Retype all material exactly. Pictures stay out of the copy.

# [DATA SECTION]
# # # #

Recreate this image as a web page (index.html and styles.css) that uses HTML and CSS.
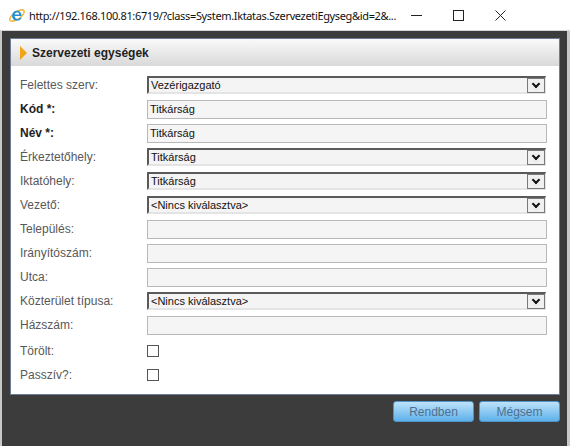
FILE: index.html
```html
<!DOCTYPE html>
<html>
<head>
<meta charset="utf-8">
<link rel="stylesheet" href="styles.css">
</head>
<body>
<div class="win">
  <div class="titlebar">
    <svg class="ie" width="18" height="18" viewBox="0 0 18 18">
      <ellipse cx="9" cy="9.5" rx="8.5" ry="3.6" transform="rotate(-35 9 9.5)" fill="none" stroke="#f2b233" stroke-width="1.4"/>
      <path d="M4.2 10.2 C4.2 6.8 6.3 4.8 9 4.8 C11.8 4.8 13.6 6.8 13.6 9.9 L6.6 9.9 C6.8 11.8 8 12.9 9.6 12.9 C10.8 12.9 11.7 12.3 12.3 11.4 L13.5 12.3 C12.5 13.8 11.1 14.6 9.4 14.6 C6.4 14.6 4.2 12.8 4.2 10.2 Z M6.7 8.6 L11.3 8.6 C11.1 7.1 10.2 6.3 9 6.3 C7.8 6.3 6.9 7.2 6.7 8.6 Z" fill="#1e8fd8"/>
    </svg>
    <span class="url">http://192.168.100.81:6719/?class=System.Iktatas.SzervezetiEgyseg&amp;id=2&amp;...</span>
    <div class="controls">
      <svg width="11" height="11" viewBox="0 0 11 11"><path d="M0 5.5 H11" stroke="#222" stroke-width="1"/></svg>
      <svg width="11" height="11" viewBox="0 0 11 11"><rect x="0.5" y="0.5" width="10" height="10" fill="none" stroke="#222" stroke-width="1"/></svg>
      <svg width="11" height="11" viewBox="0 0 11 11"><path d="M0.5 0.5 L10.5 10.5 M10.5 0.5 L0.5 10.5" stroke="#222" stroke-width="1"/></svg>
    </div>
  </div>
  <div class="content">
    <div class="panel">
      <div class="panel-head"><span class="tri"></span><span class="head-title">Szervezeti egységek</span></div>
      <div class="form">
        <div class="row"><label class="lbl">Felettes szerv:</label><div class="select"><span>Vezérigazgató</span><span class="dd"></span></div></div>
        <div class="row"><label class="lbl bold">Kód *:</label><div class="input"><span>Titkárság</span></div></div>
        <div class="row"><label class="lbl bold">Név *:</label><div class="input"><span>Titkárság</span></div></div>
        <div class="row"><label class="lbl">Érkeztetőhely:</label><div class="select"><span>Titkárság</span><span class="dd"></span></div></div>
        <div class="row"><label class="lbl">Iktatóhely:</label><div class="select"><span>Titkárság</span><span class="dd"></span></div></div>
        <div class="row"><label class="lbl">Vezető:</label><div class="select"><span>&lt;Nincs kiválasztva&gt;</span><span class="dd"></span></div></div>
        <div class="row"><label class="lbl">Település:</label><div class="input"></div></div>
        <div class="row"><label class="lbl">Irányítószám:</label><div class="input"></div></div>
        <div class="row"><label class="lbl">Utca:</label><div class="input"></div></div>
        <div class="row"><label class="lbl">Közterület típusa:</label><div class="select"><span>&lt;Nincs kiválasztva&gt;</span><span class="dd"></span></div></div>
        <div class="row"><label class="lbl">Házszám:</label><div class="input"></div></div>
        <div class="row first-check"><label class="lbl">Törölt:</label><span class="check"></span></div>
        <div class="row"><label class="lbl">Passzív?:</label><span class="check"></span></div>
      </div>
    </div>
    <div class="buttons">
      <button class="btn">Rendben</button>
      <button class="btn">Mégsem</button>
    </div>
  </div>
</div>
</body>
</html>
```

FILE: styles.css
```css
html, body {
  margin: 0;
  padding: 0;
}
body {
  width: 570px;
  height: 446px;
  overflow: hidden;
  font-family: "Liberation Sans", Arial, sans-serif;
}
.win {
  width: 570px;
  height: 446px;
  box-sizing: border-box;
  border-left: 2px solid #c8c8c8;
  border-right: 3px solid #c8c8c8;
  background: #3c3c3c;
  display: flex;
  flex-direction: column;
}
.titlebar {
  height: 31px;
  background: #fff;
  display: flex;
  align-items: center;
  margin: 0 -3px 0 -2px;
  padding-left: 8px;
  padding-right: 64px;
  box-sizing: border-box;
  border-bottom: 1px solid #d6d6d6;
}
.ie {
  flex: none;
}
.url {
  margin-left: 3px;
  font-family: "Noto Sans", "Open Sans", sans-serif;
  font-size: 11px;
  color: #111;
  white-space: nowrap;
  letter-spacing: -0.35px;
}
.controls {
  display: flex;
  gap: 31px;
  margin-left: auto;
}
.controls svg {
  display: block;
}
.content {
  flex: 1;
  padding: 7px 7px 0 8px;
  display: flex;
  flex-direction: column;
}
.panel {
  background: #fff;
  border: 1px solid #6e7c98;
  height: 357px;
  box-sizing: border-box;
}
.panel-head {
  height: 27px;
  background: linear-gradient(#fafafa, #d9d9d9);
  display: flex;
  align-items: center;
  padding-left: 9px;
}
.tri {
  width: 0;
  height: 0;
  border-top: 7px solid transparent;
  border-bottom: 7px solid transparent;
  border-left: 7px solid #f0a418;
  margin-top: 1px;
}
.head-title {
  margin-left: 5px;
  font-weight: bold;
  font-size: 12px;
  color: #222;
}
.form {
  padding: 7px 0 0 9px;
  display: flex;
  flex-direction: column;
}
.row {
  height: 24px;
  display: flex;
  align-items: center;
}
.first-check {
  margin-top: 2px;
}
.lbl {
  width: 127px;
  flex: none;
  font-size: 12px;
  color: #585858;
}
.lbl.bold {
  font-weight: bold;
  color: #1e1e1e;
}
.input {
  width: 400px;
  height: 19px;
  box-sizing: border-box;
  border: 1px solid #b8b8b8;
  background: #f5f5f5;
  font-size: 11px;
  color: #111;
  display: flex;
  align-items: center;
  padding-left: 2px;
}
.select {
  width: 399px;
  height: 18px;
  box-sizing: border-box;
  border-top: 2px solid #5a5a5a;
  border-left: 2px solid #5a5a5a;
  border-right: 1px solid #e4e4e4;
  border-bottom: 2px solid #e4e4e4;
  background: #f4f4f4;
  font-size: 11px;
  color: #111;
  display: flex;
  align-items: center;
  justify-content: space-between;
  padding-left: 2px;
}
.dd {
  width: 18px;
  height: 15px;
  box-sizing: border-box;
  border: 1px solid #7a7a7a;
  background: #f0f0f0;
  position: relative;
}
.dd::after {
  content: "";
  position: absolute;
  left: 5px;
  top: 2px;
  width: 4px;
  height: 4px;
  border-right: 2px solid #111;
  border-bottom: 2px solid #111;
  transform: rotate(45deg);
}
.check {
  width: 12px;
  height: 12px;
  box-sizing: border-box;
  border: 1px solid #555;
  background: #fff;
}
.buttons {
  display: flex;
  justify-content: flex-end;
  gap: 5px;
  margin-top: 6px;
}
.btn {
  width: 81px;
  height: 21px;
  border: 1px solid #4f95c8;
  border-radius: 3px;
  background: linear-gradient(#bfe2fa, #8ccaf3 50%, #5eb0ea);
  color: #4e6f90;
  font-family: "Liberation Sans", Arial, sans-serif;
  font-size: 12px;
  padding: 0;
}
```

# # # #

# [THE RESULT]
Recreate this image as a web page (index.html and styles.css) that uses HTML and CSS.
FILE: index.html
```html
<!DOCTYPE html>
<html>
<head>
<meta charset="utf-8">
<link rel="stylesheet" href="styles.css">
</head>
<body>
<div class="win">
  <div class="titlebar">
    <svg class="ie" width="18" height="18" viewBox="0 0 18 18">
      <ellipse cx="9" cy="9.5" rx="8.5" ry="3.6" transform="rotate(-35 9 9.5)" fill="none" stroke="#f2b233" stroke-width="1.4"/>
      <path d="M4.2 10.2 C4.2 6.8 6.3 4.8 9 4.8 C11.8 4.8 13.6 6.8 13.6 9.9 L6.6 9.9 C6.8 11.8 8 12.9 9.6 12.9 C10.8 12.9 11.7 12.3 12.3 11.4 L13.5 12.3 C12.5 13.8 11.1 14.6 9.4 14.6 C6.4 14.6 4.2 12.8 4.2 10.2 Z M6.7 8.6 L11.3 8.6 C11.1 7.1 10.2 6.3 9 6.3 C7.8 6.3 6.9 7.2 6.7 8.6 Z" fill="#1e8fd8"/>
    </svg>
    <span class="url">http://192.168.100.81:6719/?class=System.Iktatas.SzervezetiEgyseg&amp;id=2&amp;...</span>
    <div class="controls">
      <svg width="11" height="11" viewBox="0 0 11 11"><path d="M0 5.5 H11" stroke="#222" stroke-width="1"/></svg>
      <svg width="11" height="11" viewBox="0 0 11 11"><rect x="0.5" y="0.5" width="10" height="10" fill="none" stroke="#222" stroke-width="1"/></svg>
      <svg width="11" height="11" viewBox="0 0 11 11"><path d="M0.5 0.5 L10.5 10.5 M10.5 0.5 L0.5 10.5" stroke="#222" stroke-width="1"/></svg>
    </div>
  </div>
  <div class="content">
    <div class="panel">
      <div class="panel-head"><span class="tri"></span><span class="head-title">Szervezeti egységek</span></div>
      <div class="form">
        <div class="row"><label class="lbl">Felettes szerv:</label><div class="select"><span>Vezérigazgató</span><span class="dd"></span></div></div>
        <div class="row"><label class="lbl bold">Kód *:</label><div class="input"><span>Titkárság</span></div></div>
        <div class="row"><label class="lbl bold">Név *:</label><div class="input"><span>Titkárság</span></div></div>
        <div class="row"><label class="lbl">Érkeztetőhely:</label><div class="select"><span>Titkárság</span><span class="dd"></span></div></div>
        <div class="row"><label class="lbl">Iktatóhely:</label><div class="select"><span>Titkárság</span><span class="dd"></span></div></div>
        <div class="row"><label class="lbl">Vezető:</label><div class="select"><span>&lt;Nincs kiválasztva&gt;</span><span class="dd"></span></div></div>
        <div class="row"><label class="lbl">Település:</label><div class="input"></div></div>
        <div class="row"><label class="lbl">Irányítószám:</label><div class="input"></div></div>
        <div class="row"><label class="lbl">Utca:</label><div class="input"></div></div>
        <div class="row"><label class="lbl">Közterület típusa:</label><div class="select"><span>&lt;Nincs kiválasztva&gt;</span><span class="dd"></span></div></div>
        <div class="row"><label class="lbl">Házszám:</label><div class="input"></div></div>
        <div class="row first-check"><label class="lbl">Törölt:</label><span class="check"></span></div>
        <div class="row"><label class="lbl">Passzív?:</label><span class="check"></span></div>
      </div>
    </div>
    <div class="buttons">
      <button class="btn">Rendben</button>
      <button class="btn">Mégsem</button>
    </div>
  </div>
</div>
</body>
</html>
```

FILE: styles.css
```css
html, body {
  margin: 0;
  padding: 0;
}
body {
  width: 570px;
  height: 446px;
  overflow: hidden;
  font-family: "Liberation Sans", Arial, sans-serif;
}
.win {
  width: 570px;
  height: 446px;
  box-sizing: border-box;
  border-left: 2px solid #c8c8c8;
  border-right: 3px solid #c8c8c8;
  background: #3c3c3c;
  display: flex;
  flex-direction: column;
}
.titlebar {
  height: 31px;
  background: #fff;
  display: flex;
  align-items: center;
  margin: 0 -3px 0 -2px;
  padding-left: 8px;
  padding-right: 64px;
  box-sizing: border-box;
  border-bottom: 1px solid #d6d6d6;
}
.ie {
  flex: none;
}
.url {
  margin-left: 3px;
  font-family: "Noto Sans", "Open Sans", sans-serif;
  font-size: 11px;
  color: #111;
  white-space: nowrap;
  letter-spacing: -0.35px;
}
.controls {
  display: flex;
  gap: 31px;
  margin-left: auto;
}
.controls svg {
  display: block;
}
.content {
  flex: 1;
  padding: 7px 7px 0 8px;
  display: flex;
  flex-direction: column;
}
.panel {
  background: #fff;
  border: 1px solid #6e7c98;
  height: 357px;
  box-sizing: border-box;
}
.panel-head {
  height: 27px;
  background: linear-gradient(#fafafa, #d9d9d9);
  display: flex;
  align-items: center;
  padding-left: 9px;
}
.tri {
  width: 0;
  height: 0;
  border-top: 7px solid transparent;
  border-bottom: 7px solid transparent;
  border-left: 7px solid #f0a418;
  margin-top: 1px;
}
.head-title {
  margin-left: 5px;
  font-weight: bold;
  font-size: 12px;
  color: #222;
}
.form {
  padding: 7px 0 0 9px;
  display: flex;
  flex-direction: column;
}
.row {
  height: 24px;
  display: flex;
  align-items: center;
}
.first-check {
  margin-top: 2px;
}
.lbl {
  width: 127px;
  flex: none;
  font-size: 12px;
  color: #585858;
}
.lbl.bold {
  font-weight: bold;
  color: #1e1e1e;
}
.input {
  width: 400px;
  height: 19px;
  box-sizing: border-box;
  border: 1px solid #b8b8b8;
  background: #f5f5f5;
  font-size: 11px;
  color: #111;
  display: flex;
  align-items: center;
  padding-left: 2px;
}
.select {
  width: 399px;
  height: 18px;
  box-sizing: border-box;
  border-top: 2px solid #5a5a5a;
  border-left: 2px solid #5a5a5a;
  border-right: 1px solid #e4e4e4;
  border-bottom: 2px solid #e4e4e4;
  background: #f4f4f4;
  font-size: 11px;
  color: #111;
  display: flex;
  align-items: center;
  justify-content: space-between;
  padding-left: 2px;
}
.dd {
  width: 18px;
  height: 15px;
  box-sizing: border-box;
  border: 1px solid #7a7a7a;
  background: #f0f0f0;
  position: relative;
}
.dd::after {
  content: "";
  position: absolute;
  left: 5px;
  top: 2px;
  width: 4px;
  height: 4px;
  border-right: 2px solid #111;
  border-bottom: 2px solid #111;
  transform: rotate(45deg);
}
.check {
  width: 12px;
  height: 12px;
  box-sizing: border-box;
  border: 1px solid #555;
  background: #fff;
}
.buttons {
  display: flex;
  justify-content: flex-end;
  gap: 5px;
  margin-top: 6px;
}
.btn {
  width: 81px;
  height: 21px;
  border: 1px solid #4f95c8;
  border-radius: 3px;
  background: linear-gradient(#bfe2fa, #8ccaf3 50%, #5eb0ea);
  color: #4e6f90;
  font-family: "Liberation Sans", Arial, sans-serif;
  font-size: 12px;
  padding: 0;
}
```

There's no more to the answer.